Problem description: Leave out the pictures, and retype only the lines from the beginning of the material through the line that contains "to Premium One</h1>", including both.

Extracted data:
((

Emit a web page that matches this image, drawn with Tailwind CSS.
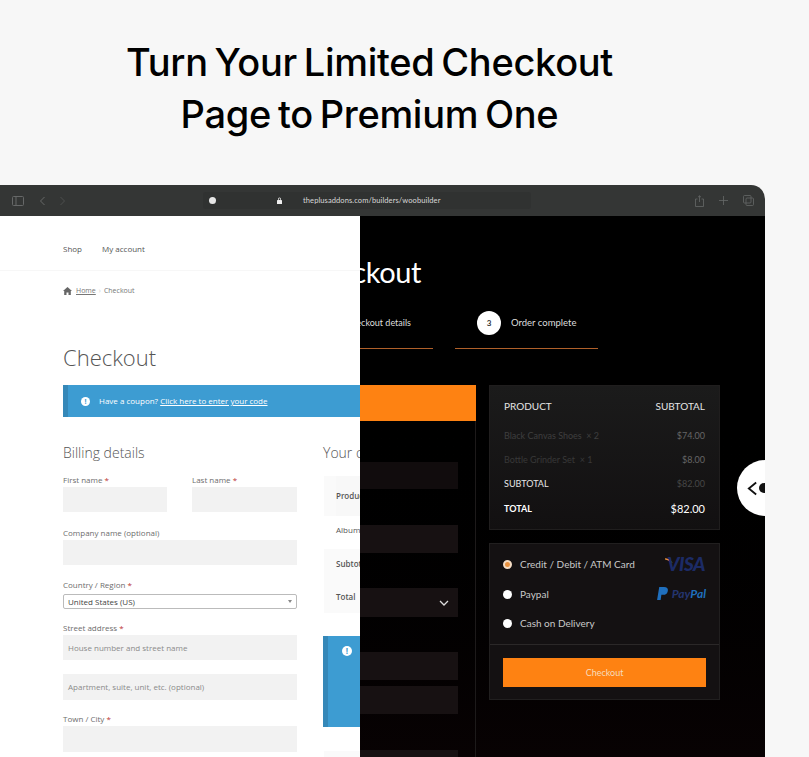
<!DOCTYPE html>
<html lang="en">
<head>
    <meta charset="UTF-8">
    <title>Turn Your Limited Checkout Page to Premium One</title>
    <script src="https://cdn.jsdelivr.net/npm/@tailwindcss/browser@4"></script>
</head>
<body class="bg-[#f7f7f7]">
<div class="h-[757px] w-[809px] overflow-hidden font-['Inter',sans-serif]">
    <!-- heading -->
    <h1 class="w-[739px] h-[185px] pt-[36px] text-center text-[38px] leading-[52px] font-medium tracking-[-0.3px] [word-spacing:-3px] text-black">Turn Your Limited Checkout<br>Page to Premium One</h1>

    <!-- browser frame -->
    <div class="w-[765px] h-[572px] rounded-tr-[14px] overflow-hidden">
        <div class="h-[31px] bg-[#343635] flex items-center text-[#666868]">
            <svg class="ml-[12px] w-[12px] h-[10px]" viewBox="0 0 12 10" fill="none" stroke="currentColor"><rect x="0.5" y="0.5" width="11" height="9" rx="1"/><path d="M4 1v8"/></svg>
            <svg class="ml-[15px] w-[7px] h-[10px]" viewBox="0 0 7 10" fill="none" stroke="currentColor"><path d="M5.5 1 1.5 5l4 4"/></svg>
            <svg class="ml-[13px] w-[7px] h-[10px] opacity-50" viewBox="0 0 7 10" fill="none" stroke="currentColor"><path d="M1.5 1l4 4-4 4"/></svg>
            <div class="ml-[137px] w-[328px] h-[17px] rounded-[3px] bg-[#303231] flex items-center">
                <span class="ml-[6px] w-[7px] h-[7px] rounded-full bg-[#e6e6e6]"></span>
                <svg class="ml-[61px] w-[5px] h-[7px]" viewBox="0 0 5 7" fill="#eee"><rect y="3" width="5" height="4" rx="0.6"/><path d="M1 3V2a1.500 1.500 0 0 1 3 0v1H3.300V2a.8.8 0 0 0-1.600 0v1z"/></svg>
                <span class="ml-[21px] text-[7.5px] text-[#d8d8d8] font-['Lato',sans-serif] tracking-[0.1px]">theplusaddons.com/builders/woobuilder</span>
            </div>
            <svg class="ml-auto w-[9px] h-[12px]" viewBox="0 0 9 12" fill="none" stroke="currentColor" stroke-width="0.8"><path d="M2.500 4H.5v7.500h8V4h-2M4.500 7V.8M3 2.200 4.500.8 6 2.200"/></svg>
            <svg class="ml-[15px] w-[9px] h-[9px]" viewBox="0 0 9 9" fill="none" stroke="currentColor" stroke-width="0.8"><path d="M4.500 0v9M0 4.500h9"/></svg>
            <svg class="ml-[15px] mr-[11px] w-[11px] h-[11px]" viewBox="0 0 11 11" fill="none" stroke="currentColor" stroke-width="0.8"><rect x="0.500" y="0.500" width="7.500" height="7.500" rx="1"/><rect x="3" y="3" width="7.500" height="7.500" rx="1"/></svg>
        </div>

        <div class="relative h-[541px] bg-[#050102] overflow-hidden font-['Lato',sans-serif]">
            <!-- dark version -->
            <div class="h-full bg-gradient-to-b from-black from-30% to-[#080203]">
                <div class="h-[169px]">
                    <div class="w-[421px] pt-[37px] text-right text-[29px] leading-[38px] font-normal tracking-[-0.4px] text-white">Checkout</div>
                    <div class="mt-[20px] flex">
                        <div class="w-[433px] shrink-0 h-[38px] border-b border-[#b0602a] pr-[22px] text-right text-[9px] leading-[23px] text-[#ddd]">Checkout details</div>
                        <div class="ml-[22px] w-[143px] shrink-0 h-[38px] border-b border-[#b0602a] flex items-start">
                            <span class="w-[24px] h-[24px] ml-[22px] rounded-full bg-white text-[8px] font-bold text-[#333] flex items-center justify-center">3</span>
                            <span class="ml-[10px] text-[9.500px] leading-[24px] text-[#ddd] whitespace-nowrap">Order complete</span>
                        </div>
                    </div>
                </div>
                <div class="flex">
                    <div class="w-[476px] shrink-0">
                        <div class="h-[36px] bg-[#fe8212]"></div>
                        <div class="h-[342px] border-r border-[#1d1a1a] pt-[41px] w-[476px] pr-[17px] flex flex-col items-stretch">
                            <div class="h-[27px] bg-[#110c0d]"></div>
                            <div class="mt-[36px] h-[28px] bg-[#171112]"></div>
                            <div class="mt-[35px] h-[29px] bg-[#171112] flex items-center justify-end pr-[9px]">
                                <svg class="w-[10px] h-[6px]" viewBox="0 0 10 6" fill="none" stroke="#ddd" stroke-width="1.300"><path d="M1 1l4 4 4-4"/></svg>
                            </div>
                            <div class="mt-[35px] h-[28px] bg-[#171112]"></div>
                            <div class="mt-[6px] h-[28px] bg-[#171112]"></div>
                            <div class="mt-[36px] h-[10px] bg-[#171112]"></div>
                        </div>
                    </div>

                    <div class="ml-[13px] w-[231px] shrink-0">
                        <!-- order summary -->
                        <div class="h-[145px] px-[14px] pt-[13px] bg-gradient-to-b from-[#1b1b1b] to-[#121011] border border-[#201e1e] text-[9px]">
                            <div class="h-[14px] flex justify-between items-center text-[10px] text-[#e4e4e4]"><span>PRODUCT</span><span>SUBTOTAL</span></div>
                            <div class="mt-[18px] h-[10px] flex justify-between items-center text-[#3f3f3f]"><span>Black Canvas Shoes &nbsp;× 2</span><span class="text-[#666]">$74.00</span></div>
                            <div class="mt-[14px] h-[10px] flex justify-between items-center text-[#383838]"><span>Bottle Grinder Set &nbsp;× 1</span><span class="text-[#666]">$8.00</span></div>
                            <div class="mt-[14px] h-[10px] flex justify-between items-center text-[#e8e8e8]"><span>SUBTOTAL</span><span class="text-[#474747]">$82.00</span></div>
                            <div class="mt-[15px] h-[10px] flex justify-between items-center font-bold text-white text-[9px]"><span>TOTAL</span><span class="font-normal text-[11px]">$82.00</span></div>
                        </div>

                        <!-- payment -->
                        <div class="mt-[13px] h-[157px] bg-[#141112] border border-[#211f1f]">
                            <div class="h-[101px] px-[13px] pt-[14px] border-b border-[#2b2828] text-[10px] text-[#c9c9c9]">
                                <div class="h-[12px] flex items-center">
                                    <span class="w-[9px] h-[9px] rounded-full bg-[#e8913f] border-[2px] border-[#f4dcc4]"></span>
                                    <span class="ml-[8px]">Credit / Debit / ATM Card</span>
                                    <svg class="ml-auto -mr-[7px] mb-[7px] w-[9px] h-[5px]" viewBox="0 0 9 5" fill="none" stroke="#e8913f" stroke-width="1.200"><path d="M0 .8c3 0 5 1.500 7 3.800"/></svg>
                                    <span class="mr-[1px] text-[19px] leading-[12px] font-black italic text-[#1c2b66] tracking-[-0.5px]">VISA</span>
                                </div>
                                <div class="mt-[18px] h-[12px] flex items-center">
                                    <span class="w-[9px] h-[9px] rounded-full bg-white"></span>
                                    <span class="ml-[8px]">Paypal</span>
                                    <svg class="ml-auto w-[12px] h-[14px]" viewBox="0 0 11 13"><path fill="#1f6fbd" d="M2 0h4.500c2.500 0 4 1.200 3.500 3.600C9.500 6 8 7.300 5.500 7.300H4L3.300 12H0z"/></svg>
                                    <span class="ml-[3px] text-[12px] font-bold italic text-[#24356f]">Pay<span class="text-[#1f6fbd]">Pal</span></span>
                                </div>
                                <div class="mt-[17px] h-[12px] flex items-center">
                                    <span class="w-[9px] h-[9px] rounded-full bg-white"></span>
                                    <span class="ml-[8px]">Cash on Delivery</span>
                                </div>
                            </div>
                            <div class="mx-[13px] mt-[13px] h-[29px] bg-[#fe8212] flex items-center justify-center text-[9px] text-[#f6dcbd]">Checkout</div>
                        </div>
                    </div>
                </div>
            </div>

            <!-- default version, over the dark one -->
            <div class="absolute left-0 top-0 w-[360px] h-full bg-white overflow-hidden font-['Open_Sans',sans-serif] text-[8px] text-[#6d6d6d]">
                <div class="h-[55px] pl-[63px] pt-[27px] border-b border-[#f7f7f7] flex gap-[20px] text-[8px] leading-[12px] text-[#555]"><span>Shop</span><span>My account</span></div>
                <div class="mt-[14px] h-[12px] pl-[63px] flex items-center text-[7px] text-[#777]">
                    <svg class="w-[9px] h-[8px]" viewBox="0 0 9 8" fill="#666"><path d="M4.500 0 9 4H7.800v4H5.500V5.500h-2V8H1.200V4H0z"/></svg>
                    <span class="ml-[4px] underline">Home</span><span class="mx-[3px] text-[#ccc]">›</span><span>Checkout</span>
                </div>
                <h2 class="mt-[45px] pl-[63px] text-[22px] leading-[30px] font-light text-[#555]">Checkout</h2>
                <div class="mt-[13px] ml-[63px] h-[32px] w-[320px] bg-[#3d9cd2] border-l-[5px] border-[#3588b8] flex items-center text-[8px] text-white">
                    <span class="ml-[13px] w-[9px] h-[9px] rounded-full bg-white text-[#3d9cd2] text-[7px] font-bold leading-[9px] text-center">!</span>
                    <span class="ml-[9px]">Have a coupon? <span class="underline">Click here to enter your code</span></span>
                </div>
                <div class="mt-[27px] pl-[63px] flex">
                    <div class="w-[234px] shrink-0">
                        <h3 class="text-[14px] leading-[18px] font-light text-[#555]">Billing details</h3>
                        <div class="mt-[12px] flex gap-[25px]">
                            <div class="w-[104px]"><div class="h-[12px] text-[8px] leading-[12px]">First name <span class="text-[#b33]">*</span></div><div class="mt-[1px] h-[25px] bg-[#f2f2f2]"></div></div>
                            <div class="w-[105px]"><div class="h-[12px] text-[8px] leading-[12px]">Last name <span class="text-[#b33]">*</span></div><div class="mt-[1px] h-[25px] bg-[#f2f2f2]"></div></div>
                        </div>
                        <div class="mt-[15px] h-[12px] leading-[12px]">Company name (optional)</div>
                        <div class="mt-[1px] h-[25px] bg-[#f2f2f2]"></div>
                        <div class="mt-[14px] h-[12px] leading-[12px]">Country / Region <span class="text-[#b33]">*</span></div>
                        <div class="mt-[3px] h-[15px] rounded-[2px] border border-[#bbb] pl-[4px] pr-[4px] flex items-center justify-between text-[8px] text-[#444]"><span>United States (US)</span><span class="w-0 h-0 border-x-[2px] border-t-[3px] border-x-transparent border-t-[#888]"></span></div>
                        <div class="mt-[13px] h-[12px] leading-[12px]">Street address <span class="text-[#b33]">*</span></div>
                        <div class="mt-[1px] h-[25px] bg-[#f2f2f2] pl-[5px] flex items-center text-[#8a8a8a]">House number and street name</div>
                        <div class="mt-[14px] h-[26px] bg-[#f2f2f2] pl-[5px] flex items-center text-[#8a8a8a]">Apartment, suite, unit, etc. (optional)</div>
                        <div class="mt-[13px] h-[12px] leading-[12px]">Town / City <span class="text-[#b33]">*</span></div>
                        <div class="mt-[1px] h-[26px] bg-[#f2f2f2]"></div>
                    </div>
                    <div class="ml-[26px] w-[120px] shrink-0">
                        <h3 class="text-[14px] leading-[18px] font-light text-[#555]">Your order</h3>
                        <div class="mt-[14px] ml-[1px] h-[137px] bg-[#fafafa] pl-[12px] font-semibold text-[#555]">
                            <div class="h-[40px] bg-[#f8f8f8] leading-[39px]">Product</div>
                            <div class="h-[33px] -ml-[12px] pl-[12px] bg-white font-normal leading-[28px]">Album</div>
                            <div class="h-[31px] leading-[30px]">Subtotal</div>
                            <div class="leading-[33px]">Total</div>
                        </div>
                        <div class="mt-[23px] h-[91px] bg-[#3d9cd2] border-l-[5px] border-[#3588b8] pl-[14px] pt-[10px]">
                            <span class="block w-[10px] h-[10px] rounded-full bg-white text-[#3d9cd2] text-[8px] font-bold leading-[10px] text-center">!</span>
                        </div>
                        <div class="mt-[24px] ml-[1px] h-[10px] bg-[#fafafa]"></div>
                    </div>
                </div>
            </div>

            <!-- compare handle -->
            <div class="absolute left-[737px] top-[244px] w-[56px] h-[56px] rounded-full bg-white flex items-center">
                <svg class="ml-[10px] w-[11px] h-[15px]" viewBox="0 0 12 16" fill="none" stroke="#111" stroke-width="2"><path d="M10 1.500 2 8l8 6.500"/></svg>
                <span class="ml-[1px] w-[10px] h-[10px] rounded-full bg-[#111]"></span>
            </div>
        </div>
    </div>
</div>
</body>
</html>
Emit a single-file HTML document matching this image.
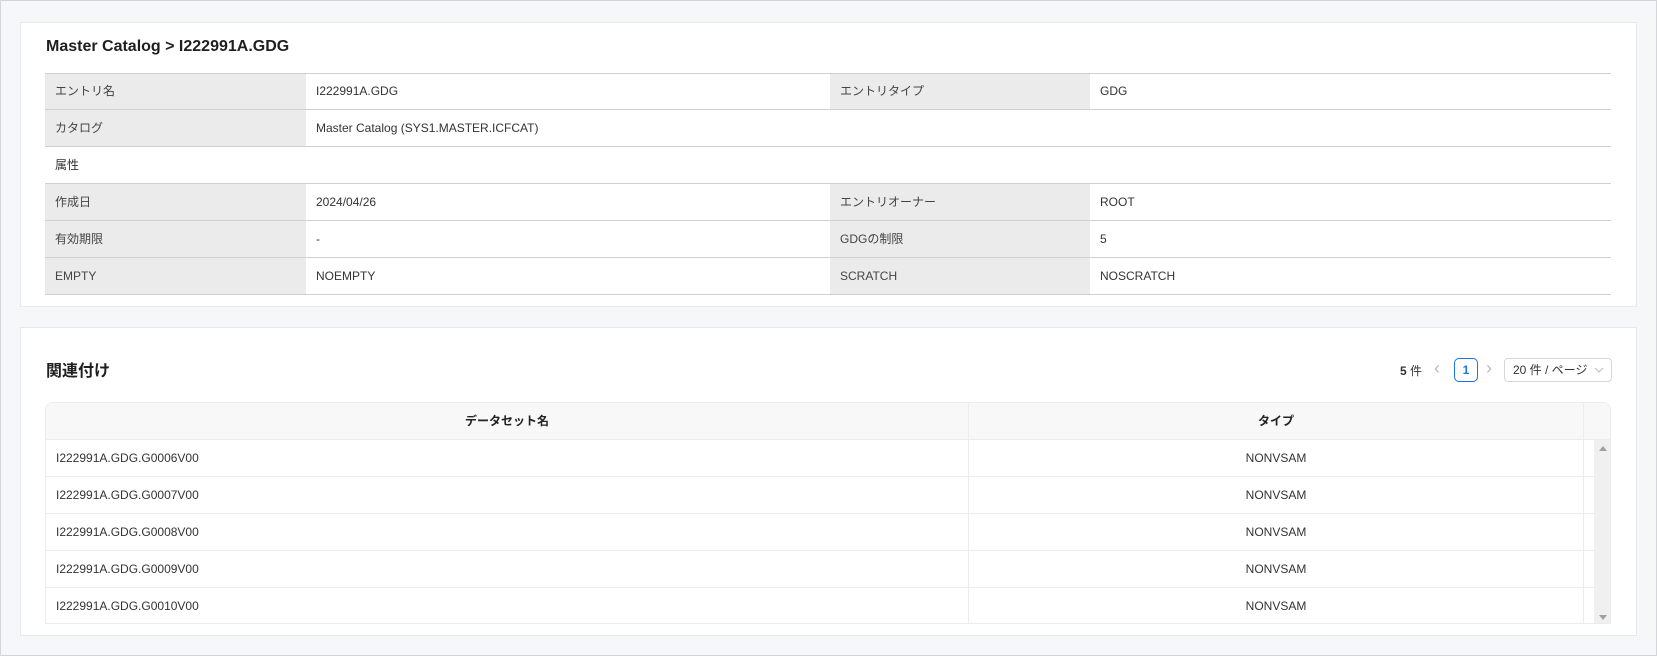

))

Reply to the task:
Emit a web page that matches this image, drawn with Tailwind CSS.
<!DOCTYPE html>
<html lang="en">
<head>
    <meta charset="UTF-8">
    <title>Turn Your Limited Checkout Page to Premium One</title>
    <script src="https://cdn.jsdelivr.net/npm/@tailwindcss/browser@4"></script>
</head>
<body class="bg-[#f7f7f7]">
<div class="h-[757px] w-[809px] overflow-hidden font-['Inter',sans-serif]">
    <!-- heading -->
    <h1 class="w-[739px] h-[185px] pt-[36px] text-center text-[38px] leading-[52px] font-medium tracking-[-0.3px] [word-spacing:-3px] text-black">Turn Your Limited Checkout<br>Page to Premium One</h1>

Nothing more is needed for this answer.